Quando faz isso, você está, na realidade, fazendo algo para si mesmo. Você sabe que a arma que usa é da polícia; que a munição é da polícia; o curso é da polícia; que o custo é pago pela polícia; que quem forma o instrutor é a polícia; que a viatura é da polícia, etc. Entretanto, caro amigo, a vida é sua. Ou seja, se você acha que sua conduta está boicotando a polícia, vale informar que você está boicotando a sua felicidade, a sua satisfação, a segurança e a própria vida.

Se você morrer porque está de pirraça, adivinhe o que vai acontecer: NADA! É isso mesmo, NADA! Os quartéis, as delegacias, os presídios abrirão as portas e funcionarão normalmente, inclusive no dia do seu enterro. Portanto, treina-se para ficar vivo. Os instrutores das academias também não estão trabalhando pra polícia. Eles estão fazendo e trabalhando por você.

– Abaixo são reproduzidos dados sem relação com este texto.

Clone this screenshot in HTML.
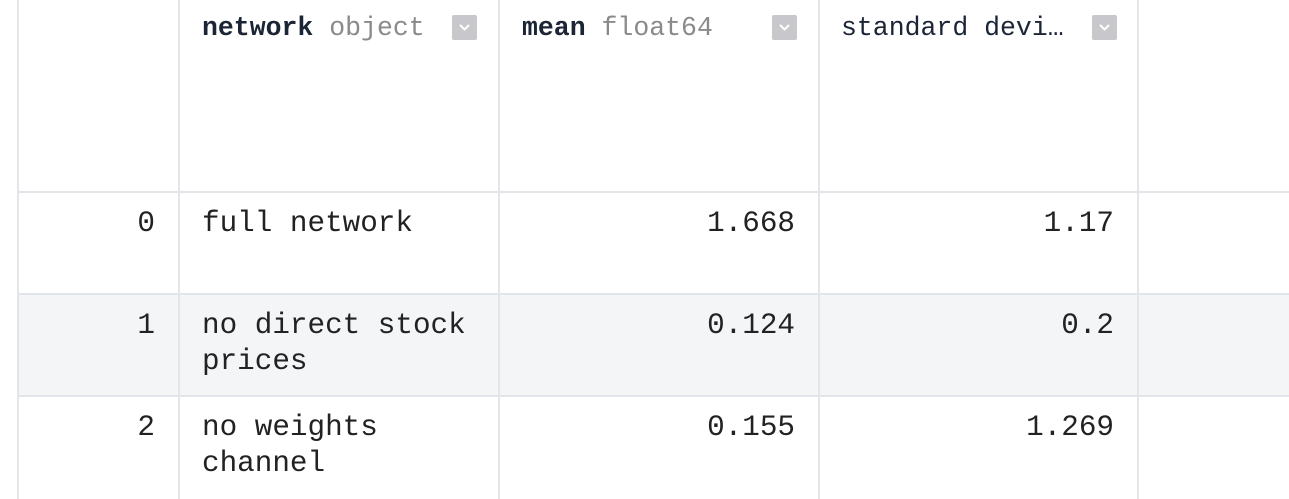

Agora pense sobre seus verdadeiros inimigos. Digo isso, porque você pode imaginar que seu inimigo é aquele cara que tem opinião diferente da sua; aquele que prefere subir. Mas, seu verdadeiro inimigo não sofre de estresse; não se preocupa com as contas e com os problemas conjugais; não tem que cumprir horário; não precisa dar atenção aos filhos, etc. A única coisa com a qual o seu inimigo precisa se preocupar é estar preparado para acabar com você. E tenha certeza que nenhum criminoso vai fazer pirraça ou inventar alguma desculpa para evitar esse trabalho.